**Task statement:**
Gather all lines with the word "page" in them.

----------

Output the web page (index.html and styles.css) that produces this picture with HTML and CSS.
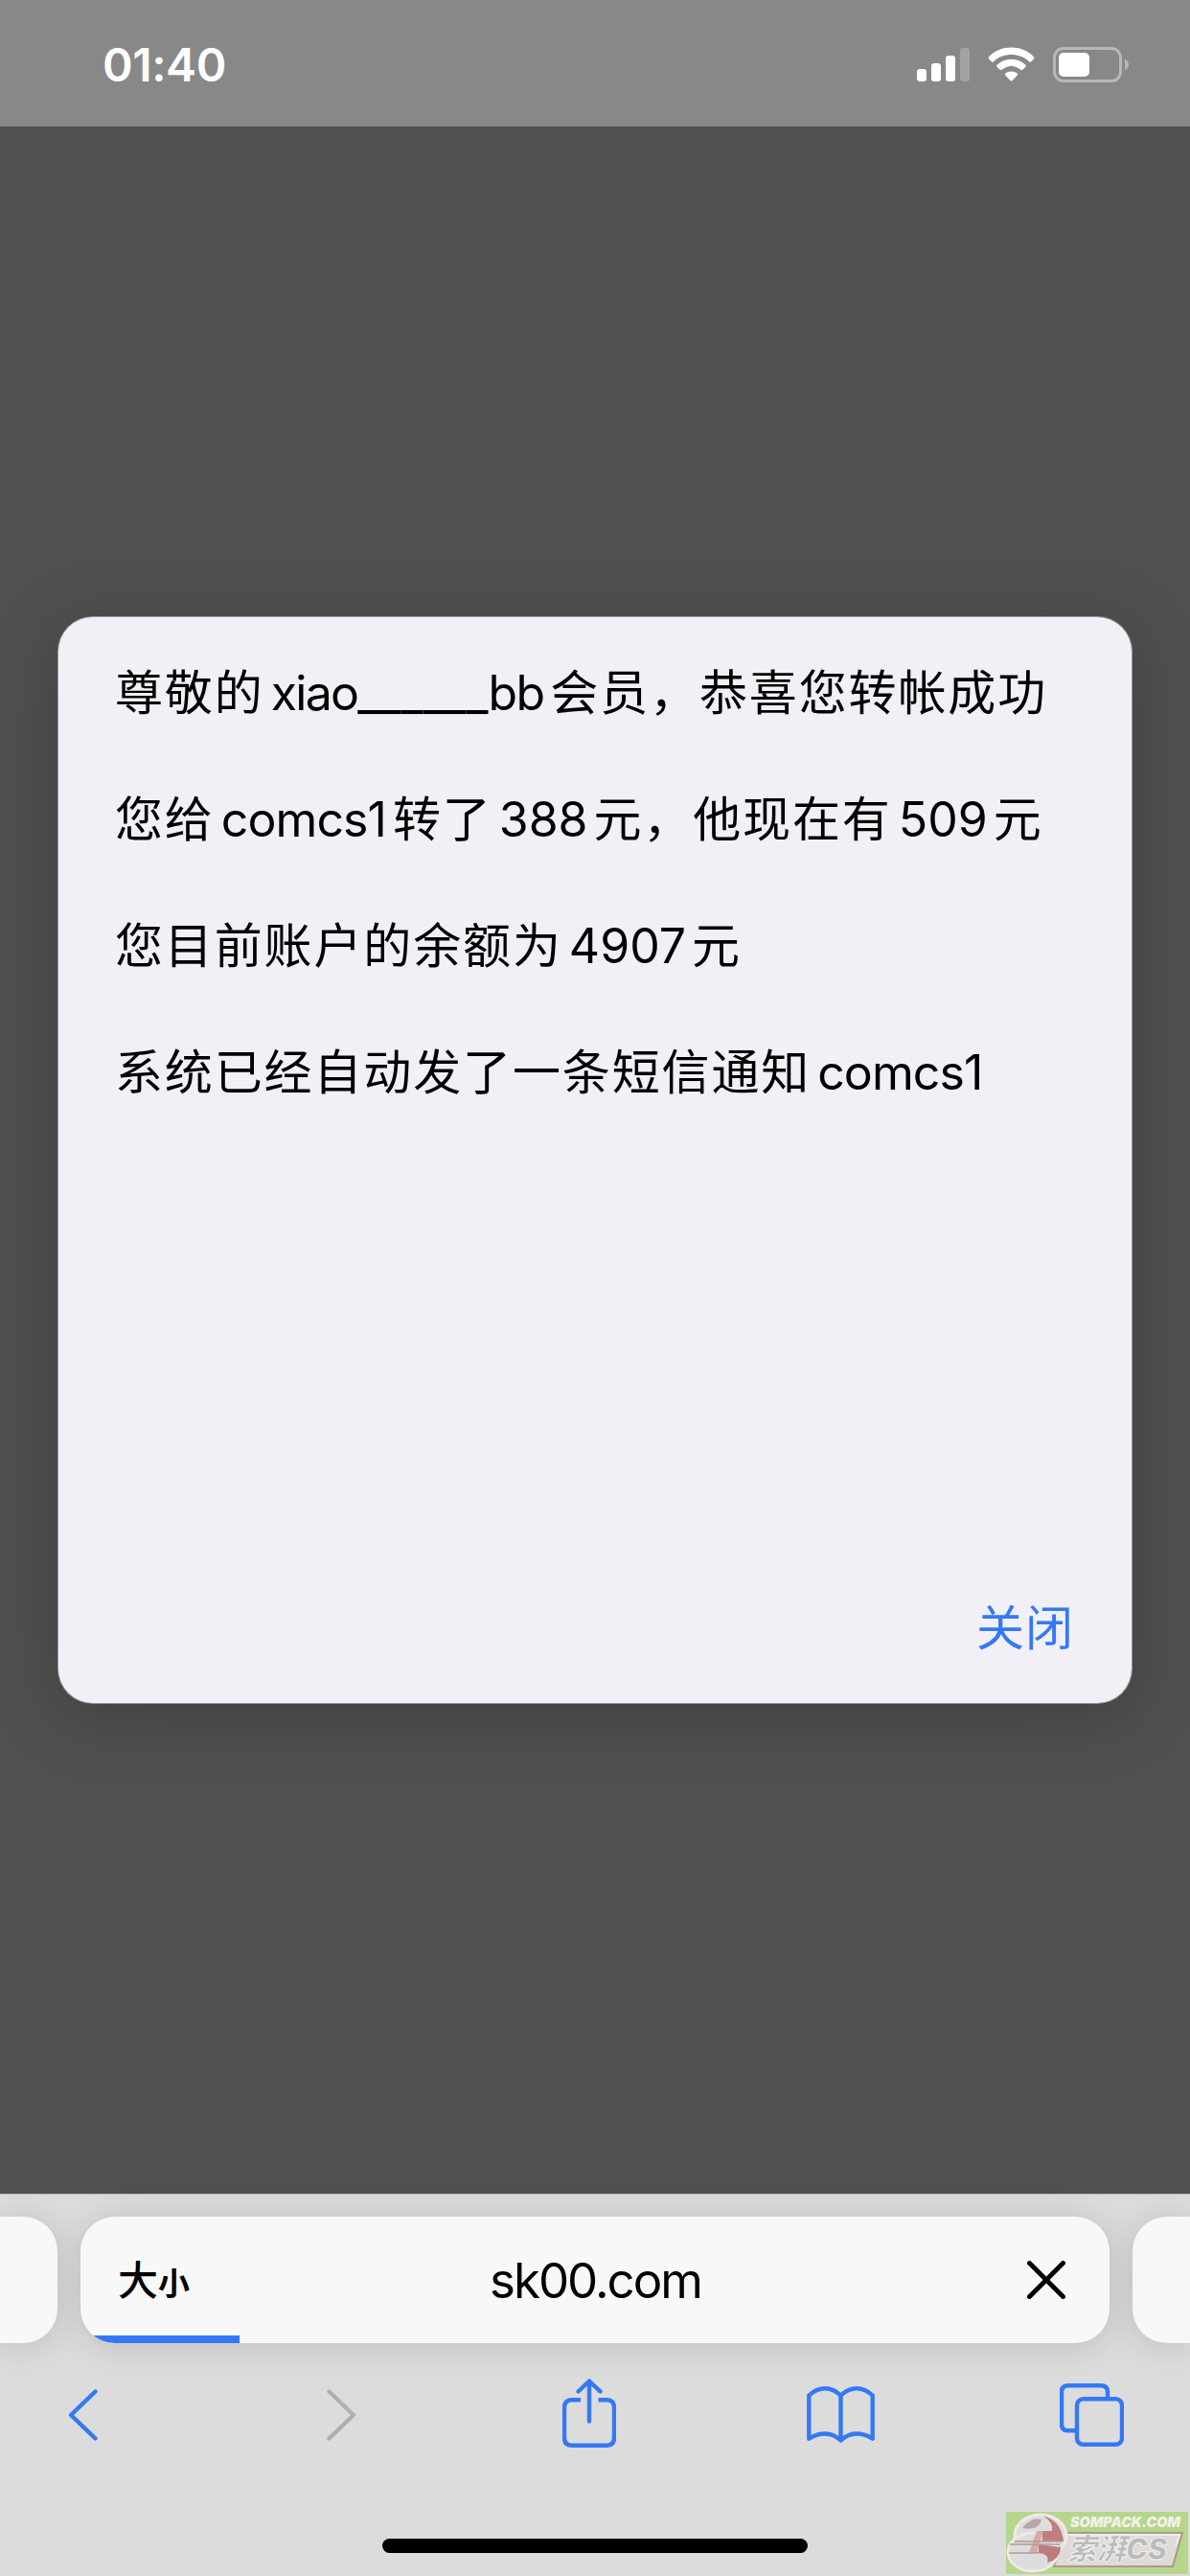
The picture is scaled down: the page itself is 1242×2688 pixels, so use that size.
FILE: index.html
```html
<!DOCTYPE html>
<html lang="zh-CN">
<head>
    <meta charset="UTF-8">
    <meta name="viewport" content="width=device-width, initial-scale=1.0">
    <title>转帐成功</title>
    <link rel="stylesheet" href="styles.css">
</head>
<body>
    <div class="screen">
        <!-- 状态栏 -->
        <header class="status-bar">
            <span class="time">01:40</span>
            <svg class="status-icons" width="222" height="38" viewBox="0 0 222 38">
                <g fill="#fff">
                    <rect x="0" y="23" width="10" height="13" rx="3"/>
                    <rect x="15" y="17" width="10" height="19" rx="3"/>
                    <rect x="30" y="9" width="10" height="27" rx="3"/>
                    <rect x="45" y="1" width="10" height="35" rx="3" opacity=".22"/>
                    <path d="M75.2 10.2C87-2.6 110-2.6 121.8 10.2Q123 11.500 121.800 12.700L119 15.400Q118 16.200 117 15.200C107 5.500 90 5.500 80 15.200Q79 16.200 78 15.400L75.200 12.700Q74 11.500 75.200 10.200Z"/>
                    <path d="M83.500 18.800C91.500 10.800 105.500 10.800 113.500 18.800Q114.400 19.800 113.500 20.700L110.300 23.700Q109.300 24.600 108.300 23.700C102.500 18.600 94.500 18.600 88.700 23.700Q87.700 24.600 86.700 23.700L83.500 20.700Q82.600 19.800 83.500 18.800Z"/>
                    <path d="M92.300 27.600C95.500 24.700 101.500 24.700 104.700 27.600Q105.700 28.500 104.800 29.500L99.300 35.200Q98.500 36 97.700 35.200L92.200 29.500Q91.300 28.500 92.300 27.600Z"/>
                    <rect x="148" y="6" width="32" height="25" rx="5"/>
                </g>
                <rect x="143.500" y="1.500" width="69" height="34" rx="9.500" fill="none" stroke="#b8b8b8" stroke-width="3"/>
                <path d="M217 12.500Q221 15 221 18.500T217 24.500Z" fill="#b8b8b8"/>
            </svg>
        </header>

        <!-- 弹窗 -->
        <main class="page">
            <div class="dialog">
                <div class="message">
                    <p>尊敬的<span class="latin name">xiao<span class="blank">______</span>bb</span>会员，恭喜您转帐成功</p>
                    <p>您给<span class="latin">comcs1</span>转了<span class="latin num">388</span>元，他现在有<span class="latin num">509</span>元</p>
                    <p>您目前账户的余额为<span class="latin num">4907</span>元</p>
                    <p>系统已经自动发了一条短信通知<span class="latin">comcs1</span></p>
                </div>
                <button class="close-btn" type="button">关闭</button>
            </div>
        </main>

        <!-- 浏览器底栏 -->
        <footer class="browser">
            <div class="tabs">
                <div class="tab tab-prev"></div>
                <div class="tab tab-current">
                    <span class="text-size"><span class="big">大</span><span class="small">小</span></span>
                    <span class="url">sk00.com</span>
                    <svg width="40" height="40" viewBox="0 0 40 40">
                        <path d="M2.500 2.500L37.500 37.500M37.500 2.500L2.500 37.500" fill="none" stroke="#000" stroke-width="4.800" stroke-linecap="round"/>
                    </svg>
                    <div class="progress"></div>
                </div>
                <div class="tab tab-next"></div>
            </div>
            <nav class="toolbar">
                <svg class="back" width="31" height="54" viewBox="0 0 31 54">
                    <path d="M28.500 2.500L3 27L28.500 51.500"/>
                </svg>
                <svg class="forward" width="31" height="54" viewBox="0 0 31 54">
                    <path d="M2.500 2.500L28 27L2.500 51.500"/>
                </svg>
                <svg class="share" width="56" height="72" viewBox="0 0 56 72">
                    <path d="M28 44.500V2.500M16.500 13.500L28 2.500L39.500 13.500"/>
                    <path class="butt" d="M19 22.300H10Q2 22.300 2 30.300V61.800Q2 69.800 10 69.800H46Q54 69.800 54 61.800V30.300Q54 22.300 46 22.300H37.500"/>
                </svg>
                <svg class="book" width="71" height="60" viewBox="0 0 71 60">
                    <path d="M35.500 56.500V9.500Q28 2.200 19 2.200T2.300 9.500V54.700Q10 49.500 19 49.500T35.500 56.500Q43 49.500 52 49.500T68.700 54.700V9.500Q61 2.200 52 2.200T35.500 9.500"/>
                </svg>
                <svg class="windows" width="67" height="66" viewBox="0 0 67 66">
                    <rect x="18" y="16.200" width="47" height="47.600" rx="6.500"/>
                    <path class="butt" d="M50 16V9Q50 2.200 43 2.200H9Q2 2.200 2 9V42.500Q2 49.300 9 49.300H18"/>
                </svg>
            </nav>
            <div class="home-indicator"></div>
        </footer>

        <!-- 右下角水印 -->
        <svg class="watermark" width="190" height="65" viewBox="0 0 190 65">
            <rect width="190" height="65" fill="#b5d68b"/>
            <path d="M62 22H184L174 57H50Z" fill="#dedad8" stroke="#a99b88" stroke-width="2"/>
            <path d="M62 24H181L177 35" fill="none" stroke="#eee" stroke-width="2"/>
            <ellipse cx="36" cy="25" rx="27" ry="22" fill="#ddd" stroke="#efe9e7" stroke-width="3"/>
            <ellipse cx="28" cy="42" rx="26" ry="20" fill="#ddd" stroke="#efe9e7" stroke-width="3"/>
            <path d="M17 17Q26 5 37 8Q35 20 17 17Z" fill="#b7a6a3"/>
            <path d="M39 4Q58 10 60 31H38V20H48Q50 12 39 4Z" fill="#c07e7e"/>
            <path d="M34 34L57 37Q56 50 43 53Q46 44 34 43Z" fill="#bd7c7c"/>
            <path d="M32 20H39L32 43H24Z" fill="#d8aaa7"/>
            <path d="M9 31H58M4 34H56M3 43H34" stroke="#b49b98" stroke-width="1.500"/>
            <text class="mark-url" x="67" y="16" textLength="115" lengthAdjust="spacingAndGlyphs">SOMPACK.COM</text>
            <text class="mark-name" x="64" y="50" textLength="104" lengthAdjust="spacingAndGlyphs">索湃CS</text>
        </svg>
    </div>
</body>
</html>
```
FILE: styles.css
```css
* {
    box-sizing: border-box;
}
body {
    margin: 0;
    background-color: #505050;
    font-family: Inter, "Noto Sans CJK SC", sans-serif;
    color: #000;
}
.screen {
    position: relative;
    display: flex;
    flex-direction: column;
    width: 1242px;
    height: 2688px;
    overflow: hidden;
}

/* 状态栏 */
.status-bar {
    display: flex;
    justify-content: space-between;
    height: 132px;
    padding: 49px 63px 0 107px;
    background-color: #888;
}
.time {
    font-size: 48px;
    font-weight: 600;
    line-height: 38px;
    letter-spacing: -0.4px;
    color: #fff;
}

/* 弹窗 */
.page {
    flex: 1;
    padding: 512px 61px 0;
}
.dialog {
    display: flex;
    flex-direction: column;
    justify-content: space-between;
    height: 1133px;
    padding: 9px 60px 49px 59px;
    border-radius: 36px;
    background-color: #f1f0f6;
    box-shadow: 0 0 0 1px #999, 0 12px 75px rgba(0, 0, 0, 0.22);
}
.message p {
    margin: 0;
    font-family: "Noto Sans CJK SC", sans-serif;
    font-size: 50px;
    font-weight: 400;
    line-height: 132px;
    letter-spacing: 1.87px;
    white-space: nowrap;
}
.latin {
    margin: 0 7px 0 7px;
    font-family: Inter, sans-serif;
    line-height: 1;
    letter-spacing: -0.9px;
}
.name {
    letter-spacing: -1.7px;
}
.num {
    margin-right: 6px;
    letter-spacing: 0;
}
.blank {
    letter-spacing: -0.1px;
}
.close-btn {
    align-self: flex-end;
    padding: 0;
    border: none;
    background: none;
    font-family: "Noto Sans CJK SC", sans-serif;
    font-size: 50px;
    font-weight: 400;
    line-height: 66px;
    letter-spacing: 1px;
    color: #3478f6;
}

/* 底栏 */
.browser {
    height: 399px;
    border-top: 1px solid #b5b5b5;
    background-color: #dcdcdc;
}
.tabs {
    display: flex;
    gap: 24px;
    padding-top: 23px;
}
.tab {
    height: 132px;
    background-color: #f8f8f8;
    box-shadow: 0 3px 36px rgba(0, 0, 0, 0.14);
}
.tab-prev {
    width: 60px;
    border-radius: 0 36px 36px 0;
}
.tab-next {
    width: 60px;
    border-radius: 36px 0 0 36px;
}
.tab-current {
    position: relative;
    display: flex;
    align-items: center;
    justify-content: space-between;
    width: 1074px;
    padding: 0 46px 0 39px;
    border-radius: 36px;
    overflow: hidden;
}
.text-size {
    width: 78px;
    padding-bottom: 6px;
    font-family: "Noto Sans CJK SC", sans-serif;
    font-weight: 500;
    white-space: nowrap;
}
.big {
    font-size: 42px;
}
.small {
    font-size: 33px;
    font-weight: 700;
}
.url {
    margin-right: 30px;
    font-size: 51px;
    letter-spacing: -2px;
}
.progress {
    position: absolute;
    left: 0;
    bottom: 0;
    width: 166px;
    height: 8px;
    background-color: #3478f6;
}
.toolbar {
    display: flex;
    align-items: center;
    height: 146px;
    padding: 4px 0 0 71px;
}
.toolbar svg {
    flex: none;
    fill: none;
    stroke: #3478f6;
    stroke-width: 4.4;
    stroke-linecap: round;
    stroke-linejoin: round;
}
.toolbar .butt {
    stroke-linecap: butt;
}
.toolbar .forward {
    margin-left: 239px;
    stroke: #b0b0b0;
}
.toolbar .share {
    margin: -4px 0 0 215px;
}
.toolbar .book {
    margin-left: 199px;
}
.toolbar .windows {
    margin-left: 193px;
}
.home-indicator {
    width: 444px;
    height: 15px;
    margin: 58px auto 0;
    border-radius: 8px;
    background-color: #000;
}

/* 水印 */
.watermark {
    position: absolute;
    right: 2px;
    bottom: 2px;
}
.mark-url {
    font: italic 900 14px Inter, sans-serif;
    fill: #f1f1e9;
}
.mark-name {
    font: italic 900 31px Inter, "Noto Sans CJK SC", sans-serif;
    fill: #bbb;
    stroke: #f0f0f0;
    stroke-width: 1;
}
```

----------

**Expected answer:**
Output the web page (index.html and styles.css) that produces this picture with HTML and CSS.
The picture is scaled down: the page itself is 1242×2688 pixels, so use that size.
        <main class="page">
.page {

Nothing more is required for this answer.